-- START Supplied data --

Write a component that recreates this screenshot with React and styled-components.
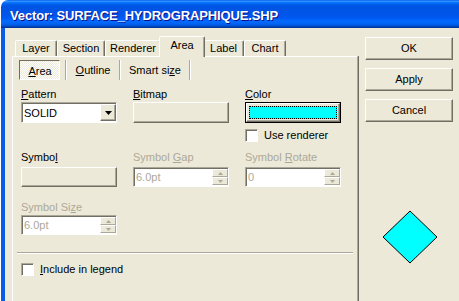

-- END Supplied data --
-- START Supplied data --

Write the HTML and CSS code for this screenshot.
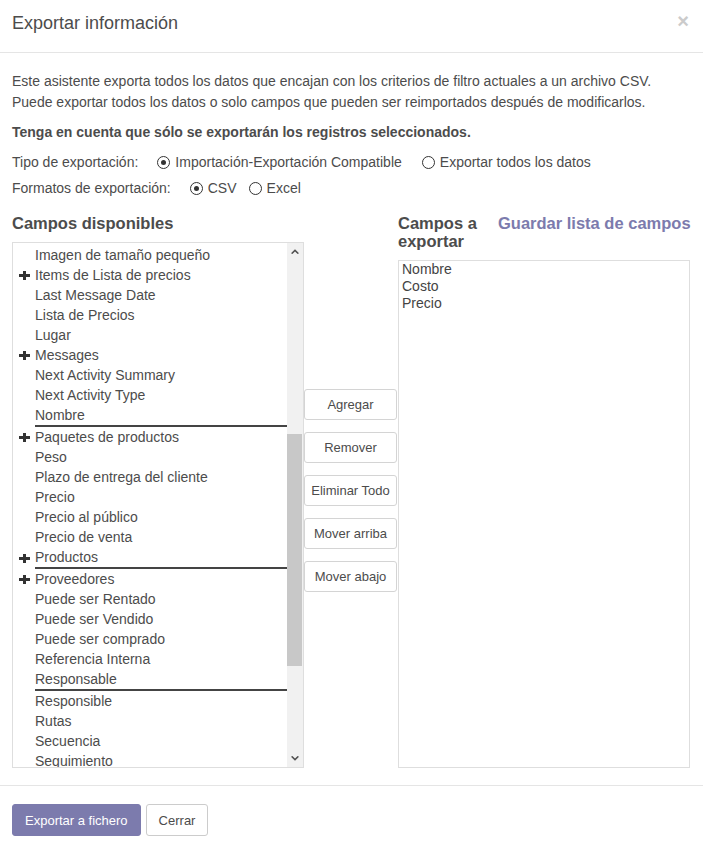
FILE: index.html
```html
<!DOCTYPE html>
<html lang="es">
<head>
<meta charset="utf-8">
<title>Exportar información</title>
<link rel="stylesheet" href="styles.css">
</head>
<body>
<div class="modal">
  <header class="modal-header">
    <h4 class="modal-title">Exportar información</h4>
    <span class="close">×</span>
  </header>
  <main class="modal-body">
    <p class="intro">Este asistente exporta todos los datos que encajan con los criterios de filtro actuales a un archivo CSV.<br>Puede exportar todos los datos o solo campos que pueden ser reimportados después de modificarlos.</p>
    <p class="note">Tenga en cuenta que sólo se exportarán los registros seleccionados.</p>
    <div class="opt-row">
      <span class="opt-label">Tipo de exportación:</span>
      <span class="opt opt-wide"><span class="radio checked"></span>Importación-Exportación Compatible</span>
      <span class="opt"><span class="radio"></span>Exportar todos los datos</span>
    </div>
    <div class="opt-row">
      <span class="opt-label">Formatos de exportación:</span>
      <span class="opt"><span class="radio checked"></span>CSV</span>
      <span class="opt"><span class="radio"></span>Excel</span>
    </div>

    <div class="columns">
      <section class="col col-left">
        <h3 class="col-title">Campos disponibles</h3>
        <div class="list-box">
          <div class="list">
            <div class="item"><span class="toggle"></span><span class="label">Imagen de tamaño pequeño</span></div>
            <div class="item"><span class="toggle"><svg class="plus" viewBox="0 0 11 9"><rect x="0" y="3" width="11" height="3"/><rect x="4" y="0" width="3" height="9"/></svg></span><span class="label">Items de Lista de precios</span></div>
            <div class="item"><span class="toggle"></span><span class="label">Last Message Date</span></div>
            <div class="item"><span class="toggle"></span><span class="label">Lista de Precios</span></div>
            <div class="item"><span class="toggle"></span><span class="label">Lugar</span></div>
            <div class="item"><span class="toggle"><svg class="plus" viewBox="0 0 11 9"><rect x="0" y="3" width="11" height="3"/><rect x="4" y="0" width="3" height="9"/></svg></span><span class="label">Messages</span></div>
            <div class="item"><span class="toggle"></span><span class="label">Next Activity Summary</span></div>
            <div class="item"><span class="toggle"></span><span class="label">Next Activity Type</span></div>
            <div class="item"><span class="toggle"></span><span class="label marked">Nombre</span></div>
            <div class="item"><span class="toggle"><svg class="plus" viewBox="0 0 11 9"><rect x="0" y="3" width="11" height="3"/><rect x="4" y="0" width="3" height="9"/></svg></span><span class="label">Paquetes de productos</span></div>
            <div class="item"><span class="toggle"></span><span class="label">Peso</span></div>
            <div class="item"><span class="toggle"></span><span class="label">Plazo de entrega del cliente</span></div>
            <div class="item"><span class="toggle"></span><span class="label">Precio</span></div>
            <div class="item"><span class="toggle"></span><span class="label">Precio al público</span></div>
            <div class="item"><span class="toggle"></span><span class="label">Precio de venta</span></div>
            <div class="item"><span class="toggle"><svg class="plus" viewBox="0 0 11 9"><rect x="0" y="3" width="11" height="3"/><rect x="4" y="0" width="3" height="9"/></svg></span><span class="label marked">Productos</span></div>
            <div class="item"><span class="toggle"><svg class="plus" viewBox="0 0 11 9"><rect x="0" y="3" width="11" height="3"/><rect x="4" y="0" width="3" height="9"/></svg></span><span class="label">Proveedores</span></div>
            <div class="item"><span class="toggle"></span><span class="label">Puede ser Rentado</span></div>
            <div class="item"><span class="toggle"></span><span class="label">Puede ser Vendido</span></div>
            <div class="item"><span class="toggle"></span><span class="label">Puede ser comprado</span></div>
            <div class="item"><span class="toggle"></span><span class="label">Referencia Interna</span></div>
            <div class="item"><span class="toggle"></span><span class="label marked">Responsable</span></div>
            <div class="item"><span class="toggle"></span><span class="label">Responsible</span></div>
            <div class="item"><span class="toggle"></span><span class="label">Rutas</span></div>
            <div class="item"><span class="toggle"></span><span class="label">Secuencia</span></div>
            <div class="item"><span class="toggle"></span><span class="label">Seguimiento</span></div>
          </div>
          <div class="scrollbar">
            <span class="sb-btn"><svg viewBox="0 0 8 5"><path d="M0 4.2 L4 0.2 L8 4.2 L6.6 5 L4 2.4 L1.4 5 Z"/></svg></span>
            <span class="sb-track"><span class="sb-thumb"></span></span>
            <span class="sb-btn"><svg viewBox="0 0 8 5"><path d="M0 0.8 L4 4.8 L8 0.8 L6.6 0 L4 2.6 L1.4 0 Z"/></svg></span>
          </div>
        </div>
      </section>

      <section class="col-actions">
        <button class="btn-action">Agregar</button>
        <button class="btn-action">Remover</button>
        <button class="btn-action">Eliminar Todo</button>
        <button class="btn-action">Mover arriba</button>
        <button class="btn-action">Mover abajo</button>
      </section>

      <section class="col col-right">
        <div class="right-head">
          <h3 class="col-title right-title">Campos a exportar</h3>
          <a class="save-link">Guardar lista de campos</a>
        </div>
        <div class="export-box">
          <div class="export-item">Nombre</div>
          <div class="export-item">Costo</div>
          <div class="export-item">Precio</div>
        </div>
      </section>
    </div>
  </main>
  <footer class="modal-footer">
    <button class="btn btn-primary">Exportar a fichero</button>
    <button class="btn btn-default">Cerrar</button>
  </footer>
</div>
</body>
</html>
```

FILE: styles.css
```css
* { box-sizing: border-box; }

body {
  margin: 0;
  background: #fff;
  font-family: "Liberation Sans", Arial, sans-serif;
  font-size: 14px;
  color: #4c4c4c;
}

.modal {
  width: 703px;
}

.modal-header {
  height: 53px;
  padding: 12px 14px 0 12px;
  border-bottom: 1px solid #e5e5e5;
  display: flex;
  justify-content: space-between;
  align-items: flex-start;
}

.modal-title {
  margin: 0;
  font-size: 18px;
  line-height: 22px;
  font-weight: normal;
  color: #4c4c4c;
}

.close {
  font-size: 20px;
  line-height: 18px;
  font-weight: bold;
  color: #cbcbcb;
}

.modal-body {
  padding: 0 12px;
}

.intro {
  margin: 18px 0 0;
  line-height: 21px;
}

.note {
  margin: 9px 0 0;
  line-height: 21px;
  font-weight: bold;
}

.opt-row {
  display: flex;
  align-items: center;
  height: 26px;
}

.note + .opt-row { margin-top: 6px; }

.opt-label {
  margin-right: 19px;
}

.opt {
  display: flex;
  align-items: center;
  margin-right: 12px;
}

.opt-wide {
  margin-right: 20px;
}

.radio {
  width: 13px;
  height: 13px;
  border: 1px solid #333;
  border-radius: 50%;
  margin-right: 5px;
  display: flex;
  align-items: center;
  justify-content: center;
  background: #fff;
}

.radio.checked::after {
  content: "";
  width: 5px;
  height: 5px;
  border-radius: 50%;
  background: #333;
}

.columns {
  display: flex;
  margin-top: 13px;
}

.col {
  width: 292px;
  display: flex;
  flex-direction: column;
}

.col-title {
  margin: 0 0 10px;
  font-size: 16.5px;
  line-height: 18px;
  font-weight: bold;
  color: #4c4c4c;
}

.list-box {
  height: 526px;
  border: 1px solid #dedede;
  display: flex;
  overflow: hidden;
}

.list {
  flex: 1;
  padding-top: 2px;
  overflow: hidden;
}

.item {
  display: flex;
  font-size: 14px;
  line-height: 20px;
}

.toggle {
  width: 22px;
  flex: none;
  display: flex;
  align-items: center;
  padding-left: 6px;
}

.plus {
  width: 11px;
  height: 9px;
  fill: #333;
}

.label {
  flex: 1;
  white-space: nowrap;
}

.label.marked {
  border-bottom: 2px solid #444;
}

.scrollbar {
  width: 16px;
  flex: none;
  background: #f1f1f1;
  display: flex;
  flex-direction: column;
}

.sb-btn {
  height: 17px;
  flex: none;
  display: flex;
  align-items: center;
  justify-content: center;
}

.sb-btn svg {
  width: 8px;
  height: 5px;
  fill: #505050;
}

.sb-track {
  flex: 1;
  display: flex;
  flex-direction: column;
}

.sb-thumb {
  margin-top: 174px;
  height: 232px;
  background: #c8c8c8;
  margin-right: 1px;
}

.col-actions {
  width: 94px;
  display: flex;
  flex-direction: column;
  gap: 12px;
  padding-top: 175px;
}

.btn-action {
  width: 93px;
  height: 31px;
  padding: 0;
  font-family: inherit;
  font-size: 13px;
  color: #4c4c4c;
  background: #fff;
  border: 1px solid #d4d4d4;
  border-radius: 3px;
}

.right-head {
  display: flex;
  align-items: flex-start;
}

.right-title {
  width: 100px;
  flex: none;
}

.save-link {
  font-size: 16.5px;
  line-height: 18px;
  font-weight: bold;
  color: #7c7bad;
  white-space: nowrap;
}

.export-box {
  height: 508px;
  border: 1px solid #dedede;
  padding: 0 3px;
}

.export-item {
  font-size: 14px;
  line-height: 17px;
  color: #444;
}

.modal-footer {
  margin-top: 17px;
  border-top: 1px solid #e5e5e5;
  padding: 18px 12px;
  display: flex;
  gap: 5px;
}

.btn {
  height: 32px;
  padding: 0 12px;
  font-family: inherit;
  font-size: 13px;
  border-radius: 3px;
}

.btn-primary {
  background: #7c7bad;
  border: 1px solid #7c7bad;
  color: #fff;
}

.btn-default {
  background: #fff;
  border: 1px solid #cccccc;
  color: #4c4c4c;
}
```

-- END Supplied data --

• Goal
Extract each line holding the string "Write".

• Result
Write a component that recreates this screenshot with React and styled-components.
Write the HTML and CSS code for this screenshot.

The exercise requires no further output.